Model response: For rough notes, I will write quickly in my normal joined style because speed matters most and only I need to read them. I might use abbreviations and arrows. For the final draft, I will write in my best joined handwriting at a steady pace, making sure ascenders and descenders are clear and spacing is even, because my teacher will assess it and it represents my best work. For the poster, I will use larger, unjoined letters or a different style because it needs to be readable from a distance by parents. I might use a felt tip pen rather than a pencil. The key difference is that I am choosing the right handwriting for each purpose rather than writing the same way every time.

Greater Depth

Demonstrating complete automaticity and self-awareness about handwriting as a communication tool, evaluating when handwriting, typing or other presentation methods best serve the purpose, and maintaining consistent quality across extended writing sessions.

Example task

You are preparing three versions of your persuasive essay: handwritten notes for yourself, a handwritten final copy for display, and a typed version for the school website. Explain the advantages and limitations of each format and when handwriting is more appropriate than typing.

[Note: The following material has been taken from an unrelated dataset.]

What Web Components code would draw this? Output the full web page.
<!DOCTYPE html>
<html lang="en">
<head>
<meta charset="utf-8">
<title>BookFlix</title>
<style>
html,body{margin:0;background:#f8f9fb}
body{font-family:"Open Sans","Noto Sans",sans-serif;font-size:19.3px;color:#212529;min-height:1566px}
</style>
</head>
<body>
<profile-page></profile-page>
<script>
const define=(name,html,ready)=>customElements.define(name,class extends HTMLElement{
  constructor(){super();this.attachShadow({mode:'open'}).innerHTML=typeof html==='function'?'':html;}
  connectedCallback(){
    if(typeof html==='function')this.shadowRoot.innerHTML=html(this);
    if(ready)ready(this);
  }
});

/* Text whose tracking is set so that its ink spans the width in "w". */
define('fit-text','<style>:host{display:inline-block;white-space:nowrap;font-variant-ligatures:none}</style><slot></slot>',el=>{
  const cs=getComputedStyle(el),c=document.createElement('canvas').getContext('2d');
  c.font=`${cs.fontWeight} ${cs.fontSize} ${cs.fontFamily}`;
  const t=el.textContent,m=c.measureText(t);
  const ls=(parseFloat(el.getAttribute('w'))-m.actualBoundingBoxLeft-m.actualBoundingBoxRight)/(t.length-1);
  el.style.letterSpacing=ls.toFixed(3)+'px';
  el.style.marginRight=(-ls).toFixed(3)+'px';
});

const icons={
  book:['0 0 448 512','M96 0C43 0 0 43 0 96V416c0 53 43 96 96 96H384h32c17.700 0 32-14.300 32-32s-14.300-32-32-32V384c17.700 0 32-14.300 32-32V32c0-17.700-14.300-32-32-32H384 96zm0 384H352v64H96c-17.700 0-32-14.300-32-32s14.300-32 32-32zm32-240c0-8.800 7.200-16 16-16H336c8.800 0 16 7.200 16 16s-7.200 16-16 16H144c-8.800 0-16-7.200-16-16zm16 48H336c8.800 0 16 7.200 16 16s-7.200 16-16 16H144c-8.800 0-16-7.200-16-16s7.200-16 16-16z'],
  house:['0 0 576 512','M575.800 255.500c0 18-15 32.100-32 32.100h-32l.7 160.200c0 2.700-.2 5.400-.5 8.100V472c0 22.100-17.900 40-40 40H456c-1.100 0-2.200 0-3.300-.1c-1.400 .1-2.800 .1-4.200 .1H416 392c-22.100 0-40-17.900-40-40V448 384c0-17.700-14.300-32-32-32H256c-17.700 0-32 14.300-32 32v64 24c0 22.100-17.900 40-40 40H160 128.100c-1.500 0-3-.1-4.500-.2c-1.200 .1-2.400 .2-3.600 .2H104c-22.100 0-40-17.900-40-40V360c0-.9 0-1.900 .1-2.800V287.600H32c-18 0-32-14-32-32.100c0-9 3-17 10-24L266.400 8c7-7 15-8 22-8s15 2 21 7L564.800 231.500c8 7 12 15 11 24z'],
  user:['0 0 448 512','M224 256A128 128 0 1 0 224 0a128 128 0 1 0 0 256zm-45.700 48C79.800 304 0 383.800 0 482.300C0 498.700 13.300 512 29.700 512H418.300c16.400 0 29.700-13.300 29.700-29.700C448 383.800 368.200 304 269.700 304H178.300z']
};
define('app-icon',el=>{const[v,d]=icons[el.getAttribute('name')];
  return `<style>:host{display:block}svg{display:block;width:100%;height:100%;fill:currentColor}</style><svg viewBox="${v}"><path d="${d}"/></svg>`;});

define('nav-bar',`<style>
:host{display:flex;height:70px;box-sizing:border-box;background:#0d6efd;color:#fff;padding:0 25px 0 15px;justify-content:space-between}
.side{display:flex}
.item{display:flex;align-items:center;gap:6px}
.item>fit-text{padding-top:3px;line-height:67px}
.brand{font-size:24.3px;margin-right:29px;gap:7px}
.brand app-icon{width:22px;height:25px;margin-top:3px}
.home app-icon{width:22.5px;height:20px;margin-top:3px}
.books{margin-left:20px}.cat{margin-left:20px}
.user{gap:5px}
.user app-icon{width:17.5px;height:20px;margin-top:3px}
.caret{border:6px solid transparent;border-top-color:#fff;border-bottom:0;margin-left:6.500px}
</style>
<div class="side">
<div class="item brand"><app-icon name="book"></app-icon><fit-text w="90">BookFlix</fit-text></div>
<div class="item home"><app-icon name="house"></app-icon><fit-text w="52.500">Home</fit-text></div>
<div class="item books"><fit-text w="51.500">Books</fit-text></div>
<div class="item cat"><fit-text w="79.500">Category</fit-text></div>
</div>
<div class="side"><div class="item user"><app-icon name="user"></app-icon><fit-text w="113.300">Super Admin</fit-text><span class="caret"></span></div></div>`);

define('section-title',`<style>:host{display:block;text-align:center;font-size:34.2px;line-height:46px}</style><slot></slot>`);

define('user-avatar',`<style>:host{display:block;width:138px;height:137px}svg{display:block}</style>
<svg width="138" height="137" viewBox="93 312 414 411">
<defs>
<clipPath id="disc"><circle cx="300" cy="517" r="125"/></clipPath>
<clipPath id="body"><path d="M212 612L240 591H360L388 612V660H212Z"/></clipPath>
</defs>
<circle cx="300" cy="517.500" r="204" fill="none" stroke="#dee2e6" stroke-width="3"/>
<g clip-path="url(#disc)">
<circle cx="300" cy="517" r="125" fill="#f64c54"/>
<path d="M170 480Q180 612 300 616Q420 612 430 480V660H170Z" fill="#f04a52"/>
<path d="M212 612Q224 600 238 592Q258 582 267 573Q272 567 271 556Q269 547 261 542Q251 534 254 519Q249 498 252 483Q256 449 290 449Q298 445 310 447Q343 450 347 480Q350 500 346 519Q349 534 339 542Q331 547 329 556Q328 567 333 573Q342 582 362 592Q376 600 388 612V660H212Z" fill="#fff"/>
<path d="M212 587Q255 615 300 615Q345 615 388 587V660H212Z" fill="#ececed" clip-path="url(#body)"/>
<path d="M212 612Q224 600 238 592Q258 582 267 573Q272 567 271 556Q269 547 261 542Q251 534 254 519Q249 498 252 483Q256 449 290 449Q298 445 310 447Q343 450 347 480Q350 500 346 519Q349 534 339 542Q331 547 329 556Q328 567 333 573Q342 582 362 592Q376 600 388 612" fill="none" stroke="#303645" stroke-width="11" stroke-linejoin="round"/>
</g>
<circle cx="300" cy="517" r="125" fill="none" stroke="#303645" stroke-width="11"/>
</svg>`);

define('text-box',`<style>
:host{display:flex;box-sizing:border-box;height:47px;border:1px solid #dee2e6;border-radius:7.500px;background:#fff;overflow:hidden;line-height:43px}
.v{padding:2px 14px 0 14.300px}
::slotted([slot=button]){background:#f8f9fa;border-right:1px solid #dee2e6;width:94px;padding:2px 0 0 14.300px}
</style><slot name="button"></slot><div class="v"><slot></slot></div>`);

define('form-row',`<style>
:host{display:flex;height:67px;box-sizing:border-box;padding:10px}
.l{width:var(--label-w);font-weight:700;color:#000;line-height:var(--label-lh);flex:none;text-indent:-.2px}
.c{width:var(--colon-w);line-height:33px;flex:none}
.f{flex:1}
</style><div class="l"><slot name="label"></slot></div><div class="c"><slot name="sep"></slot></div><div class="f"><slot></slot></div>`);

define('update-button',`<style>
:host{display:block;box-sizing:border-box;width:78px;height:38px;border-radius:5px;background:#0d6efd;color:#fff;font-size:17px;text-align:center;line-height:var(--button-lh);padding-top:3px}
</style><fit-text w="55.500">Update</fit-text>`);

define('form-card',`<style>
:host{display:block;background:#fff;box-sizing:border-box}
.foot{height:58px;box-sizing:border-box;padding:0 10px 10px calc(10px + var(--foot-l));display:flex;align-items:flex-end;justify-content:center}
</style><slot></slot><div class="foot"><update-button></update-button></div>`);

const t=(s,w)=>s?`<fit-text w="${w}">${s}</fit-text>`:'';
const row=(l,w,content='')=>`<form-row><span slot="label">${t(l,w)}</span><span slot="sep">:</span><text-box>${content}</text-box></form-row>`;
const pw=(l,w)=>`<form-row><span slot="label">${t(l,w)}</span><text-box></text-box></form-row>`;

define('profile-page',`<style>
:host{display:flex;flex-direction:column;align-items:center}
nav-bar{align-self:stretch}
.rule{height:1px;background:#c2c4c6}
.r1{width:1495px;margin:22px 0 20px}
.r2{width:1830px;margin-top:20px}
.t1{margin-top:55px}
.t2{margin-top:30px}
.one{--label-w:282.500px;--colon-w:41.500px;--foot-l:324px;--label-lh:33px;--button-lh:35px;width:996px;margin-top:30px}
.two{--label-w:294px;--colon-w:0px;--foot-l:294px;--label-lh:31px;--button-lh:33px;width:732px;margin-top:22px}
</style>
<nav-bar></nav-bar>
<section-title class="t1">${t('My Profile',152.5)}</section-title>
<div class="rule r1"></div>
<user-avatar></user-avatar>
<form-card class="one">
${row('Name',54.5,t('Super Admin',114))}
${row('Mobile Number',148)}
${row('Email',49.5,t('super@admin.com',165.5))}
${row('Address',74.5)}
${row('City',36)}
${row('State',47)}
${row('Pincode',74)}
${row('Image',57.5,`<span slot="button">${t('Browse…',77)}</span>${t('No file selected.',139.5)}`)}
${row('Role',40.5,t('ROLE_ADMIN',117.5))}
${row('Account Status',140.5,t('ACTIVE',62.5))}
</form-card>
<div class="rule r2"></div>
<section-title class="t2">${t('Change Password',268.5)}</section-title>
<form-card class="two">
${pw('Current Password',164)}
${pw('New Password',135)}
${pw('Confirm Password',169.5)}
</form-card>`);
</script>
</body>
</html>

Model response: Handwritten notes work best for planning because I can draw arrows, circle ideas, and arrange thoughts spatially on the page in a way that is harder on a screen. The handwritten display copy is better for the classroom wall because it shows my personal effort and is more engaging to read alongside illustrations. The typed version is better for the website because it is accessible to everyone, can be edited easily, and looks professional. Handwriting is more appropriate than typing when personal touch matters, when I need to sketch or annotate flexibly, or when no technology is available. Typing is better when the audience is large, the text needs to be edited, or the piece will be published digitally. A good writer chooses the format that best serves the reader and the purpose.

Delivery rationale

Handwriting concept — AI provides letter formation models; facilitator observes physical practice.